* Request
Write out the whole listing again, exactly.

* Collected material

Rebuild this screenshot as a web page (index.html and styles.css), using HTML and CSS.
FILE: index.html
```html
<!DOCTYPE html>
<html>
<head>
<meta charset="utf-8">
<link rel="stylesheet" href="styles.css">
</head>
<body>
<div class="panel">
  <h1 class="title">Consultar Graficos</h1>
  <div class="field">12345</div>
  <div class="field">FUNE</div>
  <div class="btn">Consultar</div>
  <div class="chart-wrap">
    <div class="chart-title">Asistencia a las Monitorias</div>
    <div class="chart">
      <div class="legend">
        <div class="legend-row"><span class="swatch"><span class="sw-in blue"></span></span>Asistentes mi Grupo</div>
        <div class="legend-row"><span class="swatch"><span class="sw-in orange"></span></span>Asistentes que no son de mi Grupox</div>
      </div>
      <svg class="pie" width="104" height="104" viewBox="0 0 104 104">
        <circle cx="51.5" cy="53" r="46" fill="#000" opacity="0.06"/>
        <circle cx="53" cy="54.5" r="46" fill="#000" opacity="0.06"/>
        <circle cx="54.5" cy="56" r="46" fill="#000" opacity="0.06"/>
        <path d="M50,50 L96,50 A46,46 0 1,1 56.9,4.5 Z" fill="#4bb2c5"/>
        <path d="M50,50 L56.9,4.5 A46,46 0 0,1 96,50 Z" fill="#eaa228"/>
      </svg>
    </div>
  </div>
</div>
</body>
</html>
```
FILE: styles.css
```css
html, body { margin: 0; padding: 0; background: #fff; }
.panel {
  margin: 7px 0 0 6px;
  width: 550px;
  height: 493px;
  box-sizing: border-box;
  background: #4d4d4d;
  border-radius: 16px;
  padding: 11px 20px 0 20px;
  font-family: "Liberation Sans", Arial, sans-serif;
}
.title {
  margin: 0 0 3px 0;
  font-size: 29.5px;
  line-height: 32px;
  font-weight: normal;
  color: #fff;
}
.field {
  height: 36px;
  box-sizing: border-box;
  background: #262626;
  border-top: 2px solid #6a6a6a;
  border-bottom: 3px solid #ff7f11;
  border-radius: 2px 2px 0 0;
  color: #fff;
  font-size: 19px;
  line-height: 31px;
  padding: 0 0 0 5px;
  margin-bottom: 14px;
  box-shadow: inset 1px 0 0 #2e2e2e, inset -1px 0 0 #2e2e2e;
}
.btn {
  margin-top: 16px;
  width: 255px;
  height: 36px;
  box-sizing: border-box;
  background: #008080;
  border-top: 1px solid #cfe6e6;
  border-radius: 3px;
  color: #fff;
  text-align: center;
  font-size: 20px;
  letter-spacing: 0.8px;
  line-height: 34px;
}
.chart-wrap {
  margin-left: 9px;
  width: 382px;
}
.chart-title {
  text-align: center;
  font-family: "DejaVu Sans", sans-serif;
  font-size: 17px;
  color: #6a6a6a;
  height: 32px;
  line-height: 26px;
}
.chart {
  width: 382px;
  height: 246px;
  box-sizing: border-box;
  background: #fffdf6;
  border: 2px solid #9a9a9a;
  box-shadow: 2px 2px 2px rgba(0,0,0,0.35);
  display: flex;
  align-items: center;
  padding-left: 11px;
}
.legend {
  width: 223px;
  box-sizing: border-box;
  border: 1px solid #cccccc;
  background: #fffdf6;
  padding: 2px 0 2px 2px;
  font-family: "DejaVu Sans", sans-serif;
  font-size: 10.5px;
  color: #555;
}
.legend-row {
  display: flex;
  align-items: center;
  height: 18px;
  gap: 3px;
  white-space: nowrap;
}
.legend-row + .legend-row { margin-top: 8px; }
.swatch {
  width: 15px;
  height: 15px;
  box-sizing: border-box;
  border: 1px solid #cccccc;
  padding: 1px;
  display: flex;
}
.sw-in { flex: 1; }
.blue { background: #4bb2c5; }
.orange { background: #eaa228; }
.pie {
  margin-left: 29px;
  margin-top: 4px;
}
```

* Answer in full
Rebuild this screenshot as a web page (index.html and styles.css), using HTML and CSS.
FILE: index.html
```html
<!DOCTYPE html>
<html>
<head>
<meta charset="utf-8">
<link rel="stylesheet" href="styles.css">
</head>
<body>
<div class="panel">
  <h1 class="title">Consultar Graficos</h1>
  <div class="field">12345</div>
  <div class="field">FUNE</div>
  <div class="btn">Consultar</div>
  <div class="chart-wrap">
    <div class="chart-title">Asistencia a las Monitorias</div>
    <div class="chart">
      <div class="legend">
        <div class="legend-row"><span class="swatch"><span class="sw-in blue"></span></span>Asistentes mi Grupo</div>
        <div class="legend-row"><span class="swatch"><span class="sw-in orange"></span></span>Asistentes que no son de mi Grupox</div>
      </div>
      <svg class="pie" width="104" height="104" viewBox="0 0 104 104">
        <circle cx="51.5" cy="53" r="46" fill="#000" opacity="0.06"/>
        <circle cx="53" cy="54.5" r="46" fill="#000" opacity="0.06"/>
        <circle cx="54.5" cy="56" r="46" fill="#000" opacity="0.06"/>
        <path d="M50,50 L96,50 A46,46 0 1,1 56.9,4.5 Z" fill="#4bb2c5"/>
        <path d="M50,50 L56.9,4.5 A46,46 0 0,1 96,50 Z" fill="#eaa228"/>
      </svg>
    </div>
  </div>
</div>
</body>
</html>
```
FILE: styles.css
```css
html, body { margin: 0; padding: 0; background: #fff; }
.panel {
  margin: 7px 0 0 6px;
  width: 550px;
  height: 493px;
  box-sizing: border-box;
  background: #4d4d4d;
  border-radius: 16px;
  padding: 11px 20px 0 20px;
  font-family: "Liberation Sans", Arial, sans-serif;
}
.title {
  margin: 0 0 3px 0;
  font-size: 29.5px;
  line-height: 32px;
  font-weight: normal;
  color: #fff;
}
.field {
  height: 36px;
  box-sizing: border-box;
  background: #262626;
  border-top: 2px solid #6a6a6a;
  border-bottom: 3px solid #ff7f11;
  border-radius: 2px 2px 0 0;
  color: #fff;
  font-size: 19px;
  line-height: 31px;
  padding: 0 0 0 5px;
  margin-bottom: 14px;
  box-shadow: inset 1px 0 0 #2e2e2e, inset -1px 0 0 #2e2e2e;
}
.btn {
  margin-top: 16px;
  width: 255px;
  height: 36px;
  box-sizing: border-box;
  background: #008080;
  border-top: 1px solid #cfe6e6;
  border-radius: 3px;
  color: #fff;
  text-align: center;
  font-size: 20px;
  letter-spacing: 0.8px;
  line-height: 34px;
}
.chart-wrap {
  margin-left: 9px;
  width: 382px;
}
.chart-title {
  text-align: center;
  font-family: "DejaVu Sans", sans-serif;
  font-size: 17px;
  color: #6a6a6a;
  height: 32px;
  line-height: 26px;
}
.chart {
  width: 382px;
  height: 246px;
  box-sizing: border-box;
  background: #fffdf6;
  border: 2px solid #9a9a9a;
  box-shadow: 2px 2px 2px rgba(0,0,0,0.35);
  display: flex;
  align-items: center;
  padding-left: 11px;
}
.legend {
  width: 223px;
  box-sizing: border-box;
  border: 1px solid #cccccc;
  background: #fffdf6;
  padding: 2px 0 2px 2px;
  font-family: "DejaVu Sans", sans-serif;
  font-size: 10.5px;
  color: #555;
}
.legend-row {
  display: flex;
  align-items: center;
  height: 18px;
  gap: 3px;
  white-space: nowrap;
}
.legend-row + .legend-row { margin-top: 8px; }
.swatch {
  width: 15px;
  height: 15px;
  box-sizing: border-box;
  border: 1px solid #cccccc;
  padding: 1px;
  display: flex;
}
.sw-in { flex: 1; }
.blue { background: #4bb2c5; }
.orange { background: #eaa228; }
.pie {
  margin-left: 29px;
  margin-top: 4px;
}
```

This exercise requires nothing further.